INFO: Ö 2020. 90 Min. Von Lisa Weber. Mit Claudia, Gerhard, Daniel.

 

Innige Familienbande, aber wenig Hoffnung auf Veränderung: "Jetzt oder morgen"

©Polyfilm/Takacs Filmproduktion, Steinbrecher

Filmkritik zu "Boss Baby - Schluss mit Kindergarten": Zurück zur Windel

Im erstenTeil wurde das titelgebende „Boss Baby“ von amerikanischen Kritikern als Karikatur auf   Donald Trump gesehen.  Inzwischen sind die Be- und Anzüglichkeiten auf Trump, die man auch aus dem neuen Film herauslesen kann, schon wieder Geschichte.

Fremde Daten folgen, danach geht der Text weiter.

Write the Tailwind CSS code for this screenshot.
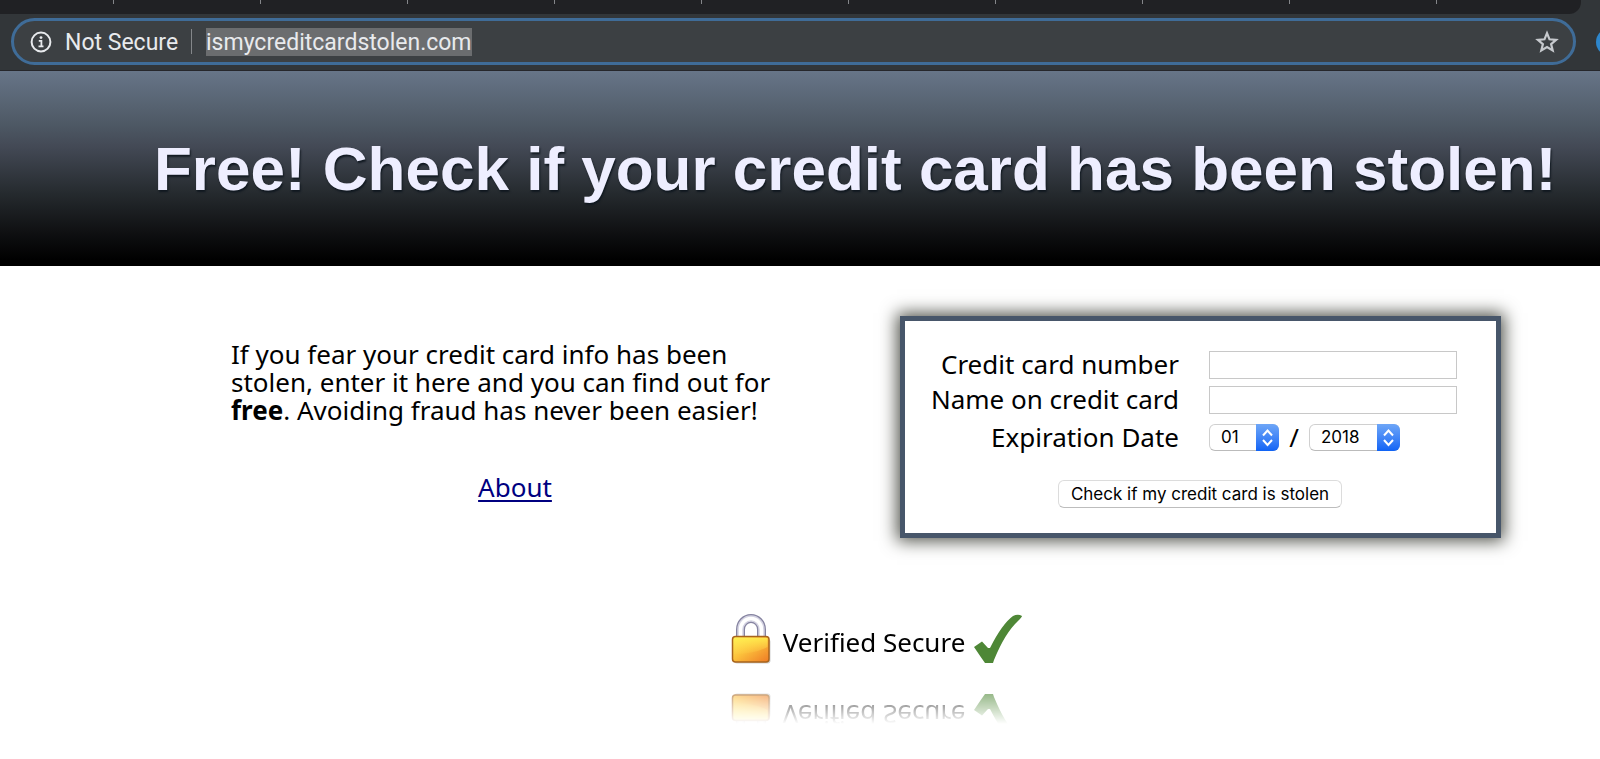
<!DOCTYPE html>
<html lang="en">
<head>
<meta charset="utf-8">
<title>ismycreditcardstolen.com</title>
<script src="https://cdn.jsdelivr.net/npm/@tailwindcss/browser@4"></script>
</head>
<body class="min-h-screen overflow-x-hidden bg-white text-black font-['Noto_Sans',sans-serif]">

<!-- Browser bar -->
<div class="bg-[#323639] border-b border-[#26272b]">
  <div class="mr-[19px] flex h-[14px] items-start gap-[146px] overflow-hidden rounded-br-xl bg-[#202124] pl-[113px]">
    <i class="h-1 w-px shrink-0 bg-[#84868a]"></i><i class="h-1 w-px shrink-0 bg-[#84868a]"></i><i class="h-1 w-px shrink-0 bg-[#84868a]"></i><i class="h-1 w-px shrink-0 bg-[#84868a]"></i><i class="h-1 w-px shrink-0 bg-[#84868a]"></i><i class="h-1 w-px shrink-0 bg-[#84868a]"></i><i class="h-1 w-px shrink-0 bg-[#84868a]"></i><i class="h-1 w-px shrink-0 bg-[#84868a]"></i><i class="h-1 w-px shrink-0 bg-[#84868a]"></i><i class="h-1 w-px shrink-0 bg-[#84868a]"></i>
  </div>
  <div class="flex items-center overflow-hidden pt-1 pb-[5px] pl-[11px]">
    <div class="flex h-[47px] min-w-0 flex-1 items-center rounded-full border-3 border-[#3f6c98] bg-[#3c4043] pr-[14px] pl-4 font-[Roboto,sans-serif] text-[23px] text-[#e8eaed]">
      <svg class="size-[22px] shrink-0" viewBox="0 0 22 22" fill="none" stroke="#e8eaed" stroke-width="2" aria-hidden="true"><circle cx="11" cy="11" r="9.4"/><path d="M8.8 9.8h2.600v5M8.500 15.300h5" stroke-width="1.800"/><circle cx="11" cy="6.600" r="1.400" fill="#e8eaed" stroke="none"/></svg>
      <span class="ml-[13px] w-[126px] pt-[2px] leading-[26px] whitespace-nowrap">Not Secure</span>
      <span class="h-[25px] w-px shrink-0 bg-[#84878a]"></span>
      <span class="ml-[14px] bg-[#6b6d6f] pt-[2px] leading-[26px]">ismycreditcardstolen.com</span>
      <button type="button" aria-label="Bookmark" class="ml-auto"><svg class="size-6" viewBox="0 0 24 24" fill="none" stroke="#c6c9cd" stroke-width="2.2"><path d="M12 3.200l2.500 6.100 6.600.5-5 4.300 1.600 6.400L12 17.100l-5.700 3.400 1.600-6.400-5-4.300 6.600-.5z"/></svg></button>
    </div>
    <span class="ml-5 -mr-6 size-7 shrink-0 rounded-full bg-[#2d86cc]"></span>
  </div>
</div>

<header class="flex h-[195px] items-center bg-linear-[180deg,#677588_0%,#4e5965_27%,#434955_39%,#252a2e_63%,#101113_82%,#000_97%] pl-[154px]">
  <h1 class="whitespace-nowrap font-['Liberation_Sans',sans-serif] text-[62px] leading-[72px] font-bold text-[#eeeeff] [text-shadow:1px_2px_2px_#101820]">Free! Check if your credit card has been stolen!</h1>
</header>

<main class="pl-[154px]">
  <div class="flex items-start pt-[50px] pr-[99px] pl-[77px]">
    <section class="mr-[101px] min-w-0 flex-1 pt-6 text-[26px] leading-7">
      <p>If you fear your credit card info has been<br>stolen, enter it here and you can find out for<br><b>free</b>. Avoiding fraud has never been easier!</p>
      <p class="mt-[49px] text-center"><a href="#about" class="text-[#000080] underline decoration-2 underline-offset-3">About</a></p>
    </section>

    <form class="w-[601px] shrink-0 border-[5px] border-[#47566a] bg-white pt-[30px] pr-[39px] pb-[25px] pl-5 text-[26px] leading-7 shadow-[0_0_16px_3px_#50524a]">
      <div class="grid grid-cols-[1fr_248px] items-center gap-x-[30px] gap-y-[7px]">
        <label for="num" class="pb-[2px] text-right leading-[26px] whitespace-nowrap">Credit card number</label>
        <input id="num" type="text" autocomplete="off" class="h-7 w-full border border-[#c8c8c8] px-2 text-base">
        <label for="holder" class="pb-[2px] text-right leading-[26px] whitespace-nowrap">Name on credit card</label>
        <input id="holder" type="text" autocomplete="off" class="h-7 w-full border border-[#c8c8c8] px-2 text-base">
        <label for="month" class="pt-[2px] text-right whitespace-nowrap">Expiration Date</label>
        <div class="flex items-center pt-[2px]">
          <div class="relative">
            <select id="month" class="block h-[27px] w-[70px] appearance-none rounded-md border border-[#d0d0d0] border-b-[#bbb] bg-white pl-[11px] font-[Inter,sans-serif] text-[17px] leading-6"><option>01</option><option>02</option><option>03</option></select>
            <svg class="pointer-events-none absolute top-0 right-0 h-[27px] w-[23px] rounded-r-md bg-linear-to-b from-[#6ea6f7] to-[#0f63f5]" viewBox="0 0 23 27" fill="none" stroke="#fff" stroke-width="2" aria-hidden="true"><path d="M7 11.500 11.500 6.500 16 11.500M7 16 11.500 21 16 16"/></svg>
          </div>
          <span class="w-[30px] text-center">/</span>
          <div class="relative">
            <select aria-label="Expiration year" class="block h-[27px] w-[91px] appearance-none rounded-md border border-[#d0d0d0] border-b-[#bbb] bg-white pl-[11px] font-[Inter,sans-serif] text-[17px] leading-6"><option>2018</option><option>2019</option><option>2020</option></select>
            <svg class="pointer-events-none absolute top-0 right-0 h-[27px] w-[23px] rounded-r-md bg-linear-to-b from-[#6ea6f7] to-[#0f63f5]" viewBox="0 0 23 27" fill="none" stroke="#fff" stroke-width="2" aria-hidden="true"><path d="M7 11.500 11.500 6.500 16 11.500M7 16 11.500 21 16 16"/></svg>
          </div>
        </div>
      </div>
      <div class="mt-[29px] flex justify-center pl-[18px]">
        <button type="button" class="h-7 w-[284px] rounded-md border border-[#dcdcdc] border-b-[#bdbdbd] bg-white font-[Inter,sans-serif] text-[17px] leading-6 whitespace-nowrap">Check if my credit card is stolen</button>
      </div>
    </form>
  </div>

  <div class="mt-[70px] flex justify-center">
    <div class="flex h-[70px] items-start pt-[6px] [-webkit-box-reflect:below_1px_linear-gradient(to_top,rgba(0,0,0,0.650)_0%,rgba(0,0,0,0.580)_22%,transparent_64%)]">
      <svg class="h-[50px] w-10" viewBox="0 0 40 50" aria-hidden="true">
        <defs>
          <linearGradient id="gold" x1="0" y1="0" x2="1" y2="1"><stop offset="0" stop-color="#fff25c"/><stop offset=".45" stop-color="#fcc23c"/><stop offset="1" stop-color="#ee7a25"/></linearGradient>
          <linearGradient id="shine" x1="0" y1="0" x2="0" y2="1"><stop offset="0" stop-color="#fff04f"/><stop offset="1" stop-color="#ffd24a" stop-opacity=".2"/></linearGradient>
        </defs>
        <rect x="3" y="25" width="36.500" height="24.500" rx="3" fill="#777" opacity=".35"/>
        <path d="M9.500 26V15.500a10.500 11 0 0 1 21 0v10.500" fill="none" stroke="#8583a0" stroke-width="9"/>
        <path d="M9.500 26V15.500a10.500 11 0 0 1 21 0v10.500" fill="none" stroke="#d4d3e2" stroke-width="6.500"/>
        <path d="M9.500 26V15.500a10.500 11 0 0 1 21 0v10.500" fill="none" stroke="#fff" stroke-width="3.500"/>
        <rect x="1.500" y="22.500" width="36.500" height="25.500" rx="3" fill="url(#gold)" stroke="#a8641c" stroke-width="1.500"/>
        <path d="M3 24h33.500v9q-13 7-33.500 7z" fill="url(#shine)" opacity=".8"/>
      </svg>
      <span class="mt-[10px] ml-3 text-[26px] leading-9 whitespace-nowrap">Verified Secure</span>
      <svg class="ml-2 h-[50px] w-[50px]" viewBox="0 0 50 50" fill="#4e8736" aria-hidden="true"><path d="M1 33 9 27.500 15 34H17Q29 10 40 2Q45-.5 49 2Q49 3 45 7Q32 19 21 46L20 49H12Q7 42 1 33z"/></svg>
    </div>
  </div>
</main>
</body>
</html>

Das Baby ist erwachsen geworden und hat die Strampelhose gegen einen Anzug eingetauscht. Statt voller Hosen nimmt Tim, der zu einem erfolgreichen Geschäftsmann herangereift ist, lieber den Mund voll. Vorzugsweise mit anzüglichen Witzen.
 Wobei die Filmemacher zweifellos hoffen, dass die Quantität die Qualität ausgleicht.
 Außerdem klagt Tim gerne über die Beschwerlichkeiten des fortschreitenden Alters – und darüber, dass das Verhältnis zu seinem jüngeren Bruder Ted abgekühlt ist. Die beiden  kommen einander wieder näher, als sie dahinterkommen, dass der Schulverwalter ihrer Gemeinde ein böses Genie ist, das mit der Aufzucht von superbösen Kindern experimentiert.
Um das zu verhindern, wird der Boss wieder zum Baby. Die Verwandlung zu Kleinkindern hält allerdings nur 48 Stunden an.
Man merkt zwar der konstruierten Story an, dass nach dem großen Erfolg des ersten Films diesem Stoff unbedingt noch ein Sequel abgetrotzt werden sollte – aber lustig anzuschauen ist es trotzdem.

Text: Gabriele Flossmann

INFO: USA 2021. 107 Minuten. Von Tom McGrath.